*Prompt*. Images are not part of the copy; write out the rest of the data exactly as given.

*Information supplied*.

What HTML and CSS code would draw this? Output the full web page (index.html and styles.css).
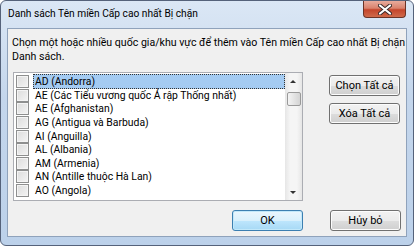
FILE: index.html
```html
<!DOCTYPE html>
<html lang="vi">
<head>
    <meta charset="UTF-8">
    <title>Danh sách Tên miền Cấp cao nhất Bị chặn</title>
    <link rel="stylesheet" href="styles.css">
</head>
<body>
    <div class="window">
        <div class="titlebar">
            <span class="title">Danh sách Tên miền Cấp cao nhất Bị chặn</span>
            <div class="close">
                <svg width="14" height="11" viewBox="0 0 14 11">
                    <path d="M2 1.5 L12 9.5 M12 1.5 L2 9.5" stroke="#3a2a2a" stroke-width="4" stroke-linecap="round"/>
                    <path d="M2 1.5 L12 9.5 M12 1.5 L2 9.5" stroke="#fff" stroke-width="2.2" stroke-linecap="round"/>
                </svg>
            </div>
        </div>
        <div class="client">
            <p class="prompt">Chọn một hoặc nhiều quốc gia/khu vực để thêm vào Tên miền Cấp cao nhất Bị chặn<br>Danh sách.</p>
            <div class="main">
                <div class="listbox">
                    <div class="items">
                        <div class="item selected"><span class="check"></span><span class="label">AD (Andorra)</span></div>
                        <div class="item"><span class="check"></span><span class="label">AE (Các Tiểu vương quốc Ả rập Thống nhất)</span></div>
                        <div class="item"><span class="check"></span><span class="label">AE (Afghanistan)</span></div>
                        <div class="item"><span class="check"></span><span class="label">AG (Antigua và Barbuda)</span></div>
                        <div class="item"><span class="check"></span><span class="label">AI (Anguilla)</span></div>
                        <div class="item"><span class="check"></span><span class="label">AL (Albania)</span></div>
                        <div class="item"><span class="check"></span><span class="label">AM (Armenia)</span></div>
                        <div class="item"><span class="check"></span><span class="label">AN (Antille thuộc Hà Lan)</span></div>
                        <div class="item"><span class="check"></span><span class="label">AO (Angola)</span></div>
                    </div>
                    <div class="scrollbar">
                        <div class="arrow up"></div>
                        <div class="thumb"></div>
                        <div class="track"></div>
                        <div class="arrow down"></div>
                    </div>
                </div>
                <div class="side-buttons">
                    <button class="btn">Chọn Tất cả</button>
                    <button class="btn">Xóa Tất cả</button>
                </div>
            </div>
            <div class="footer">
                <button class="btn default">OK</button>
                <button class="btn">Hủy bỏ</button>
            </div>
        </div>
    </div>
</body>
</html>
```

FILE: styles.css
```css
body {
    margin: 0;
    font-family: Roboto, "Noto Sans", sans-serif;
    font-size: 11px;
    color: #000;
    background: #fff;
}

.window {
    width: 414px;
    height: 246px;
    box-sizing: border-box;
    border: 1px solid #55627a;
    border-radius: 6px;
    background: linear-gradient(to bottom, #dbe7f5, #c4d6ec 40%, #bcd1ea);
    display: flex;
    flex-direction: column;
    overflow: hidden;
}

.titlebar {
    height: 27px;
    display: flex;
    align-items: flex-start;
    padding-left: 7px;
}

.title {
    margin-top: 5px;
    line-height: 16px;
    font-size: 10.2px;
}

.close {
    margin-left: auto;
    margin-right: 7px;
    width: 43px;
    height: 17px;
    box-sizing: border-box;
    border: 1px solid #6b3326;
    border-top: none;
    border-radius: 0 0 4px 4px;
    background: linear-gradient(to bottom, #e8ab9c, #d9826d 45%, #c4452b 55%, #cf6a4a);
    display: flex;
    align-items: center;
    justify-content: center;
}

.client {
    margin: 0 6px 8px 6px;
    flex: 1;
    border: 1px solid #8fa2bb;
    background: #f0f0f0;
    display: flex;
    flex-direction: column;
    padding: 0 5px 0 5px;
}

.prompt {
    margin: 7px 0 0 -1px;
    line-height: 14px;
    font-size: 10.6px;
    white-space: nowrap;
}

.main {
    margin-top: 8px;
    display: flex;
    align-items: flex-start;
}

.listbox {
    width: 290px;
    height: 129px;
    box-sizing: border-box;
    border: 1px solid #abadb3;
    background: #fff;
    display: flex;
}

.items {
    flex: 1;
    padding-top: 2px;
}

.item {
    height: 13.6px;
    display: flex;
    align-items: center;
    padding-left: 2px;
    white-space: nowrap;
    font-size: 10.4px;
}

.check {
    width: 11px;
    height: 11px;
    border: 1px solid #8e8f8f;
    background: linear-gradient(135deg, #dcdcdc, #f4f4f4);
    box-shadow: inset 0 0 0 1px #f4f4f4;
    flex: none;
}

.label {
    margin-left: 4px;
    padding: 0 2px;
    line-height: 13px;
    height: 13px;
}

.selected .label {
    flex: 1;
    background: #a4cbf2;
    outline: 1px dotted #333;
    outline-offset: -1px;
    height: 15px;
    line-height: 15px;
}

.scrollbar {
    width: 17px;
    background: linear-gradient(to right, #e6e6e6, #f5f5f5 30%, #f5f5f5 70%, #e6e6e6);
    display: flex;
    flex-direction: column;
    align-items: center;
}

.arrow {
    height: 17px;
    width: 17px;
    position: relative;
}

.arrow::after {
    content: "";
    position: absolute;
    left: 5px;
    width: 0;
    height: 0;
    border-left: 3px solid transparent;
    border-right: 3px solid transparent;
}

.arrow.up::after {
    top: 7px;
    border-bottom: 3px solid #333;
}

.arrow.down::after {
    top: 8px;
    border-top: 3px solid #333;
}

.thumb {
    width: 14px;
    height: 14px;
    box-sizing: border-box;
    border: 1px solid #9a9a9a;
    border-radius: 2px;
    background: linear-gradient(to right, #f4f4f4, #e4e4e4 50%, #d4d4d4);
    margin-top: 2px;
}

.track {
    flex: 1;
}

.side-buttons {
    margin-left: 26px;
    margin-top: 3px;
    display: flex;
    flex-direction: column;
    gap: 7px;
}

.btn {
    width: 71px;
    height: 21px;
    padding: 0;
    font-family: Roboto, "Noto Sans", sans-serif;
    font-size: 11px;
    color: #000;
    border: 1px solid #707070;
    border-radius: 3px;
    background: linear-gradient(to bottom, #f2f2f2, #ebebeb 50%, #dddddd 51%, #cfcfcf);
    box-shadow: inset 0 0 0 1px #fcfcfc;
}

.btn.default {
    border-color: #3c7fb1;
    background: linear-gradient(to bottom, #eaf6fd, #d9f0fc 50%, #bee6fd 51%, #a7d9f5);
    box-shadow: inset 0 0 0 1px #c2e8fa;
}

.footer {
    margin-top: 9px;
    display: flex;
    justify-content: flex-end;
    gap: 27px;
}
```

*The answer*.
What HTML and CSS code would draw this? Output the full web page (index.html and styles.css).
FILE: index.html
```html
<!DOCTYPE html>
<html lang="vi">
<head>
    <meta charset="UTF-8">
    <title>Danh sách Tên miền Cấp cao nhất Bị chặn</title>
    <link rel="stylesheet" href="styles.css">
</head>
<body>
    <div class="window">
        <div class="titlebar">
            <span class="title">Danh sách Tên miền Cấp cao nhất Bị chặn</span>
            <div class="close">
                <svg width="14" height="11" viewBox="0 0 14 11">
                    <path d="M2 1.5 L12 9.5 M12 1.5 L2 9.5" stroke="#3a2a2a" stroke-width="4" stroke-linecap="round"/>
                    <path d="M2 1.5 L12 9.5 M12 1.5 L2 9.5" stroke="#fff" stroke-width="2.2" stroke-linecap="round"/>
                </svg>
            </div>
        </div>
        <div class="client">
            <p class="prompt">Chọn một hoặc nhiều quốc gia/khu vực để thêm vào Tên miền Cấp cao nhất Bị chặn<br>Danh sách.</p>
            <div class="main">
                <div class="listbox">
                    <div class="items">
                        <div class="item selected"><span class="check"></span><span class="label">AD (Andorra)</span></div>
                        <div class="item"><span class="check"></span><span class="label">AE (Các Tiểu vương quốc Ả rập Thống nhất)</span></div>
                        <div class="item"><span class="check"></span><span class="label">AE (Afghanistan)</span></div>
                        <div class="item"><span class="check"></span><span class="label">AG (Antigua và Barbuda)</span></div>
                        <div class="item"><span class="check"></span><span class="label">AI (Anguilla)</span></div>
                        <div class="item"><span class="check"></span><span class="label">AL (Albania)</span></div>
                        <div class="item"><span class="check"></span><span class="label">AM (Armenia)</span></div>
                        <div class="item"><span class="check"></span><span class="label">AN (Antille thuộc Hà Lan)</span></div>
                        <div class="item"><span class="check"></span><span class="label">AO (Angola)</span></div>
                    </div>
                    <div class="scrollbar">
                        <div class="arrow up"></div>
                        <div class="thumb"></div>
                        <div class="track"></div>
                        <div class="arrow down"></div>
                    </div>
                </div>
                <div class="side-buttons">
                    <button class="btn">Chọn Tất cả</button>
                    <button class="btn">Xóa Tất cả</button>
                </div>
            </div>
            <div class="footer">
                <button class="btn default">OK</button>
                <button class="btn">Hủy bỏ</button>
            </div>
        </div>
    </div>
</body>
</html>
```

FILE: styles.css
```css
body {
    margin: 0;
    font-family: Roboto, "Noto Sans", sans-serif;
    font-size: 11px;
    color: #000;
    background: #fff;
}

.window {
    width: 414px;
    height: 246px;
    box-sizing: border-box;
    border: 1px solid #55627a;
    border-radius: 6px;
    background: linear-gradient(to bottom, #dbe7f5, #c4d6ec 40%, #bcd1ea);
    display: flex;
    flex-direction: column;
    overflow: hidden;
}

.titlebar {
    height: 27px;
    display: flex;
    align-items: flex-start;
    padding-left: 7px;
}

.title {
    margin-top: 5px;
    line-height: 16px;
    font-size: 10.2px;
}

.close {
    margin-left: auto;
    margin-right: 7px;
    width: 43px;
    height: 17px;
    box-sizing: border-box;
    border: 1px solid #6b3326;
    border-top: none;
    border-radius: 0 0 4px 4px;
    background: linear-gradient(to bottom, #e8ab9c, #d9826d 45%, #c4452b 55%, #cf6a4a);
    display: flex;
    align-items: center;
    justify-content: center;
}

.client {
    margin: 0 6px 8px 6px;
    flex: 1;
    border: 1px solid #8fa2bb;
    background: #f0f0f0;
    display: flex;
    flex-direction: column;
    padding: 0 5px 0 5px;
}

.prompt {
    margin: 7px 0 0 -1px;
    line-height: 14px;
    font-size: 10.6px;
    white-space: nowrap;
}

.main {
    margin-top: 8px;
    display: flex;
    align-items: flex-start;
}

.listbox {
    width: 290px;
    height: 129px;
    box-sizing: border-box;
    border: 1px solid #abadb3;
    background: #fff;
    display: flex;
}

.items {
    flex: 1;
    padding-top: 2px;
}

.item {
    height: 13.6px;
    display: flex;
    align-items: center;
    padding-left: 2px;
    white-space: nowrap;
    font-size: 10.4px;
}

.check {
    width: 11px;
    height: 11px;
    border: 1px solid #8e8f8f;
    background: linear-gradient(135deg, #dcdcdc, #f4f4f4);
    box-shadow: inset 0 0 0 1px #f4f4f4;
    flex: none;
}

.label {
    margin-left: 4px;
    padding: 0 2px;
    line-height: 13px;
    height: 13px;
}

.selected .label {
    flex: 1;
    background: #a4cbf2;
    outline: 1px dotted #333;
    outline-offset: -1px;
    height: 15px;
    line-height: 15px;
}

.scrollbar {
    width: 17px;
    background: linear-gradient(to right, #e6e6e6, #f5f5f5 30%, #f5f5f5 70%, #e6e6e6);
    display: flex;
    flex-direction: column;
    align-items: center;
}

.arrow {
    height: 17px;
    width: 17px;
    position: relative;
}

.arrow::after {
    content: "";
    position: absolute;
    left: 5px;
    width: 0;
    height: 0;
    border-left: 3px solid transparent;
    border-right: 3px solid transparent;
}

.arrow.up::after {
    top: 7px;
    border-bottom: 3px solid #333;
}

.arrow.down::after {
    top: 8px;
    border-top: 3px solid #333;
}

.thumb {
    width: 14px;
    height: 14px;
    box-sizing: border-box;
    border: 1px solid #9a9a9a;
    border-radius: 2px;
    background: linear-gradient(to right, #f4f4f4, #e4e4e4 50%, #d4d4d4);
    margin-top: 2px;
}

.track {
    flex: 1;
}

.side-buttons {
    margin-left: 26px;
    margin-top: 3px;
    display: flex;
    flex-direction: column;
    gap: 7px;
}

.btn {
    width: 71px;
    height: 21px;
    padding: 0;
    font-family: Roboto, "Noto Sans", sans-serif;
    font-size: 11px;
    color: #000;
    border: 1px solid #707070;
    border-radius: 3px;
    background: linear-gradient(to bottom, #f2f2f2, #ebebeb 50%, #dddddd 51%, #cfcfcf);
    box-shadow: inset 0 0 0 1px #fcfcfc;
}

.btn.default {
    border-color: #3c7fb1;
    background: linear-gradient(to bottom, #eaf6fd, #d9f0fc 50%, #bee6fd 51%, #a7d9f5);
    box-shadow: inset 0 0 0 1px #c2e8fa;
}

.footer {
    margin-top: 9px;
    display: flex;
    justify-content: flex-end;
    gap: 27px;
}
```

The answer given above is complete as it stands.